Biosimilars Forum’s Public Letter In Response to Anti-Biosimilars Op-Ed
Government Should Not “Throw In the Towel on Biosimilars,” They Should Act Now to Unlock Billions in Savings
WASHINGTON — In response to an op-ed in the Wall Street Journal arguing that the biologics market is a natural monopoly and that policymakers should give up on biosimilars, the Biosimilars Forum released the following open letter:
At a time when the number one concern of Americans is rising health care costs, the idea it’s time to “Time to Throw in the Towel on Biosimilars” is harmful and it would cost the U.S. as much as $71 billion in health care savings for seniors and taxpayers.
Biologic drugs are the single biggest driver of drug spending in Medicare and can cost tens of thousands of dollars. Biosimilars are a proven, safe and effective alternative to treating life’s most challenging diseases but at one-third less the cost. Biosimilars are the next generation of generic drugs. And just as an influx of generics created trillions in savings over the last 30 years – $293 billion last year alone – so will increased competition from biosimilars.

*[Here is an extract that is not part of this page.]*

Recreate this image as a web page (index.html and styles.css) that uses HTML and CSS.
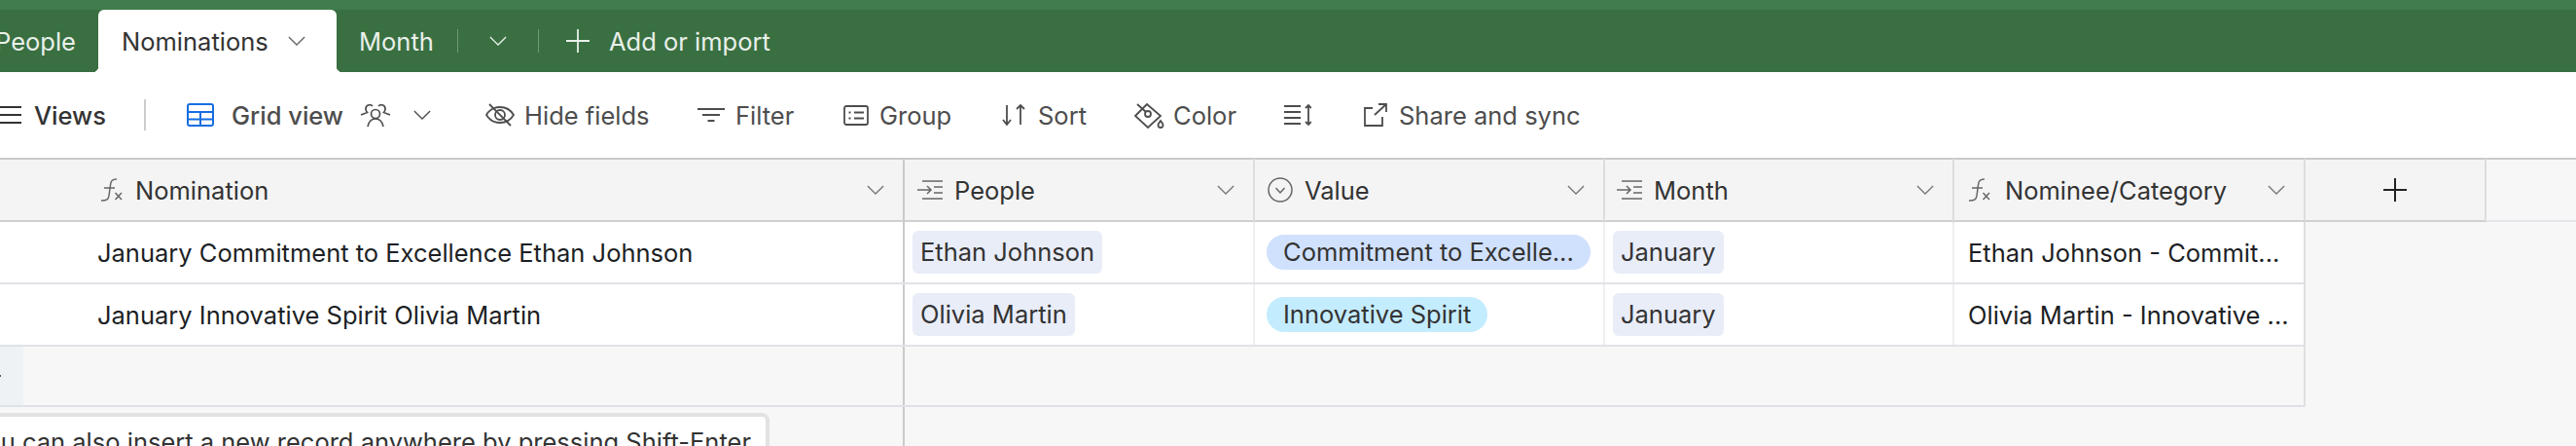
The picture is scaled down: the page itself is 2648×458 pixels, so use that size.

However, as former FDA Commissioner Scott Gottlieb said, “abuses of the system that impede competition” are locking patients into biologics and blocking their access to biosimilars. The answer to this cannot be to further block patient choice with negative policies like arbitrary price controls.
Current policies are distorted to disincentivize lower-cost biosimilars. While changing them is a common-sense solution to deliver savings, instituting price controls for biologics already on the market is not. We know from experience the claim that biosimilar competition won’t lower costs is flatly untrue.
Competition spurs innovation and consumer choice, and limits monopolies. The European marketplace took proactive measures to drive uptake of biosimilars – and it worked. Biosimilars have already saved billions of dollars in Europe.
Europe’s experience shows that biosimilars provide real savings. This is possible in the U.S., too, but we must fix the misaligned incentives. We have to make the market work in a way that delivers direct savings to patients – not eliminate entire innovative marketplaces.
We cannot give up on a biosimilars marketplace in the U.S., or we risk losing billions in savings. As policymakers look for ways to lower health care costs, they must prioritize proactive changes that will put money directly back into patients’ pockets.